───── Provided data ─────

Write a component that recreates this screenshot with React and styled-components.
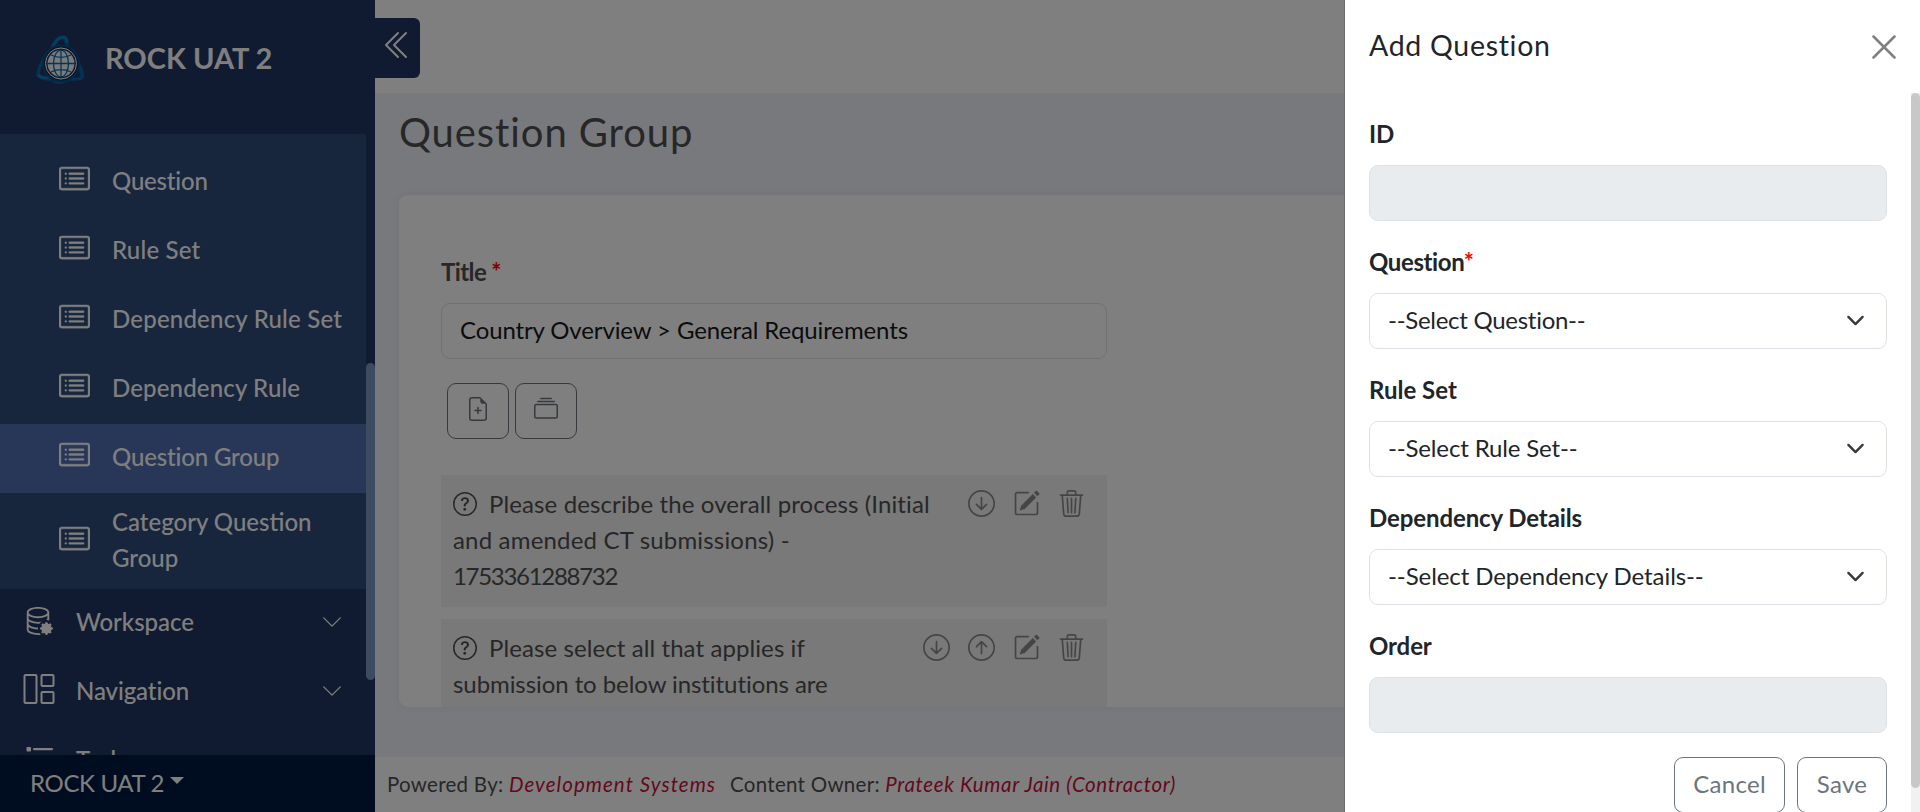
import React from "react";
import styled, { createGlobalStyle } from "styled-components";
import {
  BsCardList,
  BsChevronDoubleLeft,
  BsChevronDown,
  BsDatabaseGear,
  BsFileEarmarkPlus,
  BsCollection,
  BsQuestionCircle,
  BsArrowDownCircle,
  BsArrowUpCircle,
  BsPencilSquare,
  BsTrash3,
} from "react-icons/bs";

const GlobalStyle = createGlobalStyle`
  *, *::before, *::after { box-sizing: border-box; }
  body {
    margin: 0;
    font-family: Lato, "Liberation Sans", sans-serif;
    font-size: 24px;
    line-height: 36px;
    color: #4f4f50;
    background: #f0f2fa;
  }
  h1, h2, p { margin: 0; font-weight: 400; }
  svg { display: block; flex: none; }
`;

const Shell = styled.div`
  display: flex;
  height: 812px;
  overflow: hidden;
  white-space: nowrap;
`;

const Sidebar = styled.aside`
  width: 375px;
  flex: none;
  display: flex;
  flex-direction: column;
  background: #203460;
  color: #fff;
`;

const Brand = styled.div`
  height: 134px;
  flex: none;
  display: flex;
  align-items: flex-start;
  padding: 35px 0 0 35px;
`;

const BrandName = styled.span`
  margin: 5px 0 0 20px;
  font-size: 29px;
  font-weight: 700;
`;

const NavArea = styled.div`
  flex: 1;
  min-height: 0;
  display: flex;
  overflow: hidden;
`;

const NavList = styled.nav`
  width: 366px;
  flex: none;
  font-weight: 500;
`;

const SubMenu = styled.div`
  padding-top: 14px;
  background: #2e4a7a;
`;

const NavItem = styled.div`
  height: ${(p) => (p.$tall ? 96 : 69)}px;
  display: flex;
  align-items: center;
  padding: 0 23px ${(p) => (p.$tall ? 2 : 4)}px ${(p) => (p.$nested ? 59 : 23)}px;
  background: ${(p) => (p.$active ? "#506cae" : "transparent")};
`;

const NavIcon = styled.span`
  width: 53px;
  flex: none;
  padding-bottom: 4px;
`;

const NavLabel = styled.span`
  flex: 1;
  letter-spacing: ${(p) => p.$spacing ?? 0.2}px;
`;

const NavTrack = styled.div`
  width: 9px;
  padding-top: 229px;
`;

const NavThumb = styled.div`
  height: 317px;
  border-radius: 5px;
  background: #7896c0;
`;

const Account = styled.div`
  height: 57px;
  flex: none;
  display: flex;
  align-items: center;
  gap: 6px;
  padding: 0 0 2px 30px;
  background: #001840;
  letter-spacing: -0.35px;
`;

const Caret = styled.span`
  border: 7px solid transparent;
  border-top-color: #fff;
  border-bottom: 0;
  margin-bottom: 4px;
`;

const Main = styled.main`
  flex: 1;
  display: flex;
  flex-direction: column;
  min-width: 0;
`;

const TopBar = styled.header`
  height: 93px;
  flex: none;
  padding-top: 18px;
  background: #fff;
`;

const Collapse = styled.button`
  width: 45px;
  height: 60px;
  padding: 11px 0 0 7px;
  border: 0;
  border-radius: 0 6px 6px 0;
  background: #203460;
  color: #fff;
  display: flex;
  align-items: flex-start;
`;

const Content = styled.section`
  flex: 1;
  min-height: 0;
  padding: 0 24px 50px;
  display: flex;
  flex-direction: column;
`;

const PageTitle = styled.h1`
  height: 102px;
  flex: none;
  padding-top: 13px;
  font-size: 40px;
  line-height: 52px;
  letter-spacing: 0.9px;
`;

const Card = styled.div`
  flex: 1;
  min-height: 0;
  overflow: hidden;
  padding: 60px 42px 0;
  border-radius: 9px;
  background: #fff;
  box-shadow: 0 0 8px rgba(0, 0, 0, 0.06);
`;

const Column = styled.div`
  width: 666px;
`;

const Label = styled.label`
  display: block;
  height: 36px;
  line-height: 34px;
  font-weight: 700;
  margin-bottom: 12px;
  letter-spacing: ${(p) => p.$spacing ?? -0.1}px;
`;

const Required = styled.span`
  color: #f00;
`;

const Field = styled.div`
  height: 56px;
  display: flex;
  align-items: center;
  justify-content: space-between;
  padding: 0 21px 2px 18px;
  border: 1px solid #dee2e6;
  border-radius: 9px;
  background: ${(p) => (p.$disabled ? "#e8ecef" : "#fff")};
  color: #212529;
  letter-spacing: ${(p) => p.$spacing ?? 0}px;
`;

const TitleField = styled(Field)`
  color: #181818;
`;

const Toolbar = styled.div`
  display: flex;
  gap: 6px;
  padding: 24px 6px 36px;
`;

const ToolButton = styled.button`
  width: 62px;
  height: 56px;
  display: flex;
  align-items: flex-start;
  justify-content: center;
  padding: 13px 0 0;
  border: 1px solid #6c757d;
  border-radius: 9px;
  background: transparent;
  color: #6c757d;
`;

const Question = styled.div`
  height: 132px;
  display: flex;
  justify-content: space-between;
  padding: 11px 22.5px 12px 12px;
  margin-bottom: 12px;
  background: #f2f2f2;
`;

const QuestionText = styled.p`
  svg {
    display: inline-block;
    vertical-align: -3px;
    margin-right: 12px;
  }
`;

const TextLine = styled.span`
  display: block;
  letter-spacing: ${(p) => p.$spacing ?? 0}px;
`;

const Actions = styled.div`
  display: flex;
  gap: 18px;
  padding-top: 4px;
  color: #8a8b8d;
`;

const Footer = styled.footer`
  height: 55px;
  flex: none;
  padding: 9px 12px;
  background: #fff;
  font-size: 20.5px;
  letter-spacing: ${(p) => p.$spacing ?? 0}px;
`;

const FooterLink = styled.em`
  color: #c8103c;
  margin-right: 14px;
  letter-spacing: ${(p) => p.$spacing ?? 0}px;
`;

const Backdrop = styled.div`
  position: fixed;
  inset: 0;
  background: rgba(0, 0, 0, 0.5);
`;

const Drawer = styled.div`
  position: fixed;
  top: 0;
  right: 0;
  bottom: 0;
  width: 576px;
  display: flex;
  flex-direction: column;
  border-left: 1px solid #6b6b6b;
  background: #fff;
  color: #212529;
  white-space: nowrap;
`;

const DrawerHeader = styled.div`
  height: 93px;
  flex: none;
  display: flex;
  align-items: flex-start;
  justify-content: space-between;
  padding: 27px 24px 0;
`;

const DrawerTitle = styled.h2`
  font-size: 28.5px;
  letter-spacing: 0.7px;
`;

const CloseIcon = styled.svg`
  margin-top: 8px;
`;

const DrawerBody = styled.div`
  flex: 1;
  min-height: 0;
  display: flex;
  overflow: hidden;
`;

const Form = styled.form`
  flex: 1;
  padding: 24px 24px 0;
`;

const FormGroup = styled.div`
  margin-bottom: 24px;
`;

const DrawerTrack = styled.div`
  width: 9px;
  background: #f1f1f1;
`;

const DrawerThumb = styled.div`
  height: 695px;
  border-radius: 5px;
  background: #c8c8c8;
`;

const ButtonRow = styled.div`
  display: flex;
  justify-content: flex-end;
  gap: 12px;
`;

const Button = styled.button`
  width: ${(p) => p.$width}px;
  height: 56px;
  padding: 0 0 2px;
  border: 1px solid #6c757d;
  border-radius: 9px;
  background: #fff;
  color: #6c757d;
  font: inherit;
  letter-spacing: 0.3px;
`;

function Logo() {
  return (
    <svg width="50" height="50" viewBox="0 0 50 50" fill="none">
      <path d="M15 17C19 7 23 3 27 3c4 0 4 4 6 10 2 4 6 7 9 13 3 5 5 11 5 17" stroke="#0a5c9c" strokeWidth="3.5" />
      <path d="M17 14C20 6 24 2 28 2c3 0 4 3 4 6" stroke="#0a7cc4" strokeWidth="3" />
      <path d="M12 19C8 25 3 33 3 40c3 4 9 4 16 4" stroke="#0a64a8" strokeWidth="3.5" />
      <path d="M3 40c4 4 11 3 16 2" stroke="#0a7cc4" strokeWidth="2.500" />
      <path d="M18 46c6 3 13 1 16-2 5 0 9 1 13-1 1-3 0-8-2-12" stroke="#0a64a8" strokeWidth="3" />
      <circle cx="26" cy="28.500" r="18" stroke="#0b4f87" strokeWidth="2" fill="#14294f" />
      <circle cx="26" cy="28.500" r="15.500" fill="#203460" stroke="#fff" strokeWidth="1" />
      <circle cx="26" cy="28.500" r="13.400" fill="#f4f6fa" />
      <g stroke="#0d6ca8" strokeWidth="1.3">
        <path d="M26 15v27M12.600 28.500h27M16 20c6 3 14 3 20 0M16 37c6-3 14-3 20 0" />
        <ellipse cx="26" cy="28.500" rx="7.500" ry="13.400" />
      </g>
    </svg>
  );
}

function WorkspaceIcon() {
  return (
    <svg width="30" height="30" viewBox="0 0 16 16" fill="#fff">
      <BsDatabaseGear size={16} />
      <circle cx="12.500" cy="12.500" r="2.4" />
    </svg>
  );
}

function LayoutIcon() {
  return (
    <svg width="32" height="32" viewBox="0 0 32 32" fill="none" stroke="#fff" strokeWidth="2">
      <rect x="1.500" y="2" width="12" height="28" rx="1" />
      <rect x="18.500" y="2" width="12" height="11" rx="1" />
      <rect x="18.500" y="19" width="12" height="11" rx="1" />
    </svg>
  );
}

function TaskIcon() {
  return (
    <svg width="32" height="32" viewBox="0 0 32 32" fill="#fff">
      {[5, 16, 27].map((y) => (
        <g key={y}>
          <rect x="3.500" y={y} width="4.500" height="4.500" rx="0.800" />
          <rect x="10" y={y + 1} width="20" height="2.300" rx="1" />
        </g>
      ))}
    </svg>
  );
}

const nested = [
  { label: "Question", spacing: -0.2 },
  { label: "Rule Set", spacing: 0.2 },
  { label: "Dependency Rule Set", spacing: 0.2 },
  { label: "Dependency Rule", spacing: 0.15 },
  { label: "Question Group", active: true, spacing: -0.15 },
];

const SelectField = ({ label, required, text, spacing, labelSpacing }) => (
  <FormGroup>
    <Label $spacing={labelSpacing}>
      {label}
      {required && <Required>*</Required>}
    </Label>
    <Field $spacing={spacing}>
      <span>{text}</span>
      <svg width="19" height="19" viewBox="0 0 16 16" fill="none" stroke="#343a40" strokeWidth="2" strokeLinecap="round" strokeLinejoin="round">
        <path d="m2 5 6 6 6-6" />
      </svg>
    </Field>
  </FormGroup>
);

const DisabledField = ({ label }) => (
  <FormGroup>
    <Label>{label}</Label>
    <Field $disabled />
  </FormGroup>
);

export default function App() {
  return (
    <>
      <GlobalStyle />
      <Shell>
        <Sidebar>
          <Brand>
            <Logo />
            <BrandName>ROCK UAT 2</BrandName>
          </Brand>
          <NavArea>
            <NavList>
              <SubMenu>
                {nested.map((item) => (
                  <NavItem key={item.label} $nested $active={item.active}>
                    <NavIcon>
                      <BsCardList size={31} strokeWidth={0.2} />
                    </NavIcon>
                    <NavLabel $spacing={item.spacing}>{item.label}</NavLabel>
                  </NavItem>
                ))}
                <NavItem $nested $tall>
                  <NavIcon>
                    <BsCardList size={31} strokeWidth={0.2} />
                  </NavIcon>
                  <NavLabel $spacing={0}>
                    Category Question
                    <br />
                    Group
                  </NavLabel>
                </NavItem>
              </SubMenu>
              <NavItem>
                <NavIcon>
                  <WorkspaceIcon />
                </NavIcon>
                <NavLabel $spacing={-0.05}>Workspace</NavLabel>
                <BsChevronDown size={22} />
              </NavItem>
              <NavItem>
                <NavIcon>
                  <LayoutIcon />
                </NavIcon>
                <NavLabel $spacing={-0.1}>Navigation</NavLabel>
                <BsChevronDown size={22} />
              </NavItem>
              <NavItem>
                <NavIcon>
                  <TaskIcon />
                </NavIcon>
                <NavLabel>Tasks</NavLabel>
              </NavItem>
            </NavList>
            <NavTrack>
              <NavThumb />
            </NavTrack>
          </NavArea>
          <Account>
            <span>ROCK UAT 2</span>
            <Caret />
          </Account>
        </Sidebar>
        <Main>
          <TopBar>
            <Collapse>
              <BsChevronDoubleLeft size={32} />
            </Collapse>
          </TopBar>
          <Content>
            <PageTitle>Question Group</PageTitle>
            <Card>
              <Column>
                <Label $spacing={-0.6}>
                  Title <Required>*</Required>
                </Label>
                <TitleField $spacing={-0.12}>Country Overview &gt; General Requirements</TitleField>
                <Toolbar>
                  <ToolButton>
                    <BsFileEarmarkPlus size={24} />
                  </ToolButton>
                  <ToolButton>
                    <BsCollection size={24} />
                  </ToolButton>
                </Toolbar>
                <Question>
                  <QuestionText>
                    <TextLine $spacing={0.12}>
                      <BsQuestionCircle size={24} />
                      Please describe the overall process (Initial
                    </TextLine>
                    <TextLine $spacing={0.18}>and amended CT submissions) -</TextLine>
                    <TextLine $spacing={-1.3}>1753361288732</TextLine>
                  </QuestionText>
                  <Actions>
                    <BsArrowDownCircle size={27} />
                    <BsPencilSquare size={27} />
                    <BsTrash3 size={27} />
                  </Actions>
                </Question>
                <Question>
                  <QuestionText>
                    <TextLine $spacing={0.09}>
                      <BsQuestionCircle size={24} />
                      Please select all that applies if
                    </TextLine>
                    <TextLine $spacing={-0.07}>submission to below institutions are</TextLine>
                  </QuestionText>
                  <Actions>
                    <BsArrowDownCircle size={27} />
                    <BsArrowUpCircle size={27} />
                    <BsPencilSquare size={27} />
                    <BsTrash3 size={27} />
                  </Actions>
                </Question>
              </Column>
            </Card>
          </Content>
          <Footer $spacing={0.28}>
            Powered By: <FooterLink $spacing={1.05}>Development Systems</FooterLink>
            Content Owner: <FooterLink $spacing={0.65}>Prateek Kumar Jain (Contractor)</FooterLink>
          </Footer>
        </Main>
      </Shell>
      <Backdrop />
      <Drawer>
        <DrawerHeader>
          <DrawerTitle>Add Question</DrawerTitle>
          <CloseIcon width="24" height="24" viewBox="0 0 16 16" stroke="#808080" strokeWidth="1.7" strokeLinecap="round">
            <path d="M1 1l14 14M15 1L1 15" />
          </CloseIcon>
        </DrawerHeader>
        <DrawerBody>
          <Form>
            <DisabledField label="ID" />
            <SelectField label="Question" required text="--Select Question--" spacing={-0.28} labelSpacing={-0.4} />
            <SelectField label="Rule Set" text="--Select Rule Set--" spacing={-0.15} labelSpacing={0} />
            <SelectField label="Dependency Details" text="--Select Dependency Details--" spacing={-0.08} />
            <DisabledField label="Order" />
            <ButtonRow>
              <Button type="button" $width={111}>Cancel</Button>
              <Button type="button" $width={90}>Save</Button>
            </ButtonRow>
          </Form>
          <DrawerTrack>
            <DrawerThumb />
          </DrawerTrack>
        </DrawerBody>
      </Drawer>
    </>
  );
}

─────

Exercise description
Scan the material above for the string "that" and report each line where you find it.

Response
Write a component that recreates this screenshot with React and styled-components.
                      Please select all that applies if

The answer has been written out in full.